Commercial Banks
Commercial Banks
QUIZZ
1. Rank the following bank assets from most liquid (Rank: 1) to least liquid (Rank: 4)
a. Commercial Loans
b. Securities
c. Reserves
d. Physical Capital
2. If the president of a bank told you that the bank was so well run that it never had to
call in loans, sell securities or borrow as a result of a deposit outflow, would you be
willing to buy stock in that bank? Why or why not?
3. If the bank you own has no excess reserves and a sound customer comes in asking
for a loan, should you automatically turn the customer down, explaining that you
don’t have any excess reserves to loan out? Why or why not? What options are
available for you to provide the funds your customer needs?
4. Why has the development of overnight loan markets made it more likely that banks
will hold fewer reserves?
5. If you are a banker and expect interest rates to rise in the future, would you want to
make short-term or long-term loans?
6. “Bank managers should always seek the highest return possible on their assets.” Is
this statement true, false or uncertain? Explain your answer.
7. “Banking has become a more dynamic industry because of more active liability
management.” Is this statement true, false or uncertain?
8. Why has noninterest income been growing as a source of bank operating income?
9. Which components of operating expenses experience the greatest fluctuations?
Why?
10. Why do equity holders care more about ROE than ROA?
11. What does the net interest margin measure and why is it important to bank
managers?
12. If a bank doubles the amount of its capital and ROA stays constant, what will happen
to ROE?
13. If a bank finds its ROE is too low because it has too much bank capital, what can it
do to raise its ROE?
14. What are the benefits and costs for a bank when it decides to increase the amount of
its bank capital?
15. If a bank is falling shore of meeting its capital requirements by $1m, what three
things can it do to rectify the situation?
EXCERCISES
1. The balance sheet of TriBank starts with an allowance for loan losses of $1.33m.
During the year, TriBank charges off worthless loans of $0.84m, recovers $0.22m on
loans previously charged off, and charges current income for a $1.48m provision for
loan losses. Calculate the end-of-year allowance for loan losses.
2. Wiggley S&L issues a standard 30-year fixed rate mortgage at 7.8% for $150,000.
Thirty-six months later mortgage rates jump to 13%. If the S&L sells the mortgage
at this point how much of a loss is incurred?
3. Refer to the previous question. In 1981 Congress allowed S&Ls to sell mortgages at
a loss and amortize the loss over the remaining life of the mortgage. If this were
used for the previous question, how would the transaction have been recorded? What
would be the annual adjustment? When would that end?

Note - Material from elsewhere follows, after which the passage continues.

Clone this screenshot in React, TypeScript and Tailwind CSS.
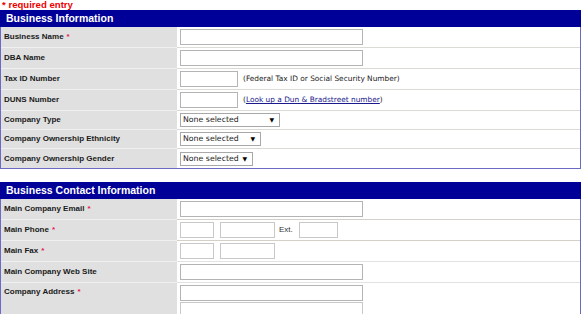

4. For the upcoming week, Nobel National Bank plans to issue $25m in mortgages and
purchase $100m in T-bills. New deposits of $35m are expected and other sources
will generate $15m in cash. What is Nobel’s estimate of funds needed?
5. A bank estimates that demand deposits are, on average, $100m with a standard
deviation of $5m. The bank wants to maintain a minimum of 8% of deposits in
reserves at all times. What is the highest expected level of deposits during the
month? What reserves to they need to maintain? Use a 99% confidence level.
7. NewBank decides to invest $45m in 30-day T-bills. The T-bills are currently trading
at $4986.70 (including commissions) for a $5,000 face value instrument. How many
do they purchase? What does the balance sheet look like?
8. On the third day of operations, deposits fall by $5m. What does the balance sheet
look like? Are there any problems?
9. To meet any shortfall in the previous question, NewBank will borrow the cash in the
federal funds market. Management decides to borrow the needed funds for the
remainder of the month (now 29 days). The required yield on a discount basis is
2.9%. What does the balance sheet look like after this transaction?
10. The end of the month finally arrives for NewBank, and it receives all of the required
payments from its mortgages, commercial loans and T-bills. How much cash is
received? How are these transactions recorded?
11. NewBank also pays off its federal funds borrowed. How much cash is owed? How
is this recorded?
12. What does the month-end balance sheet for NewBank look like? Calculate this
before any income tax consideration.
13. Calculate NewBank’s ROA and NIM for its first month. Assume that net interest
equals EBT, and that NewBank is in the 34% tax bracket.
14. Calculate NewBank’s ROE and final balance sheet including its tax liabilities.\
15. If NewBank’s target ROE is 4.5%, how much net fee income must it generate to
meet this target?
16. After making payments for three years, one of the mortgage borrowers defaults on
the mortgage. NewBank immediately takes possession of the house and sells it at
auction for $175,000. Legal fees amount to $25,000. If no loan loss reserve was
established for the mortgage loans, how is this event recorded.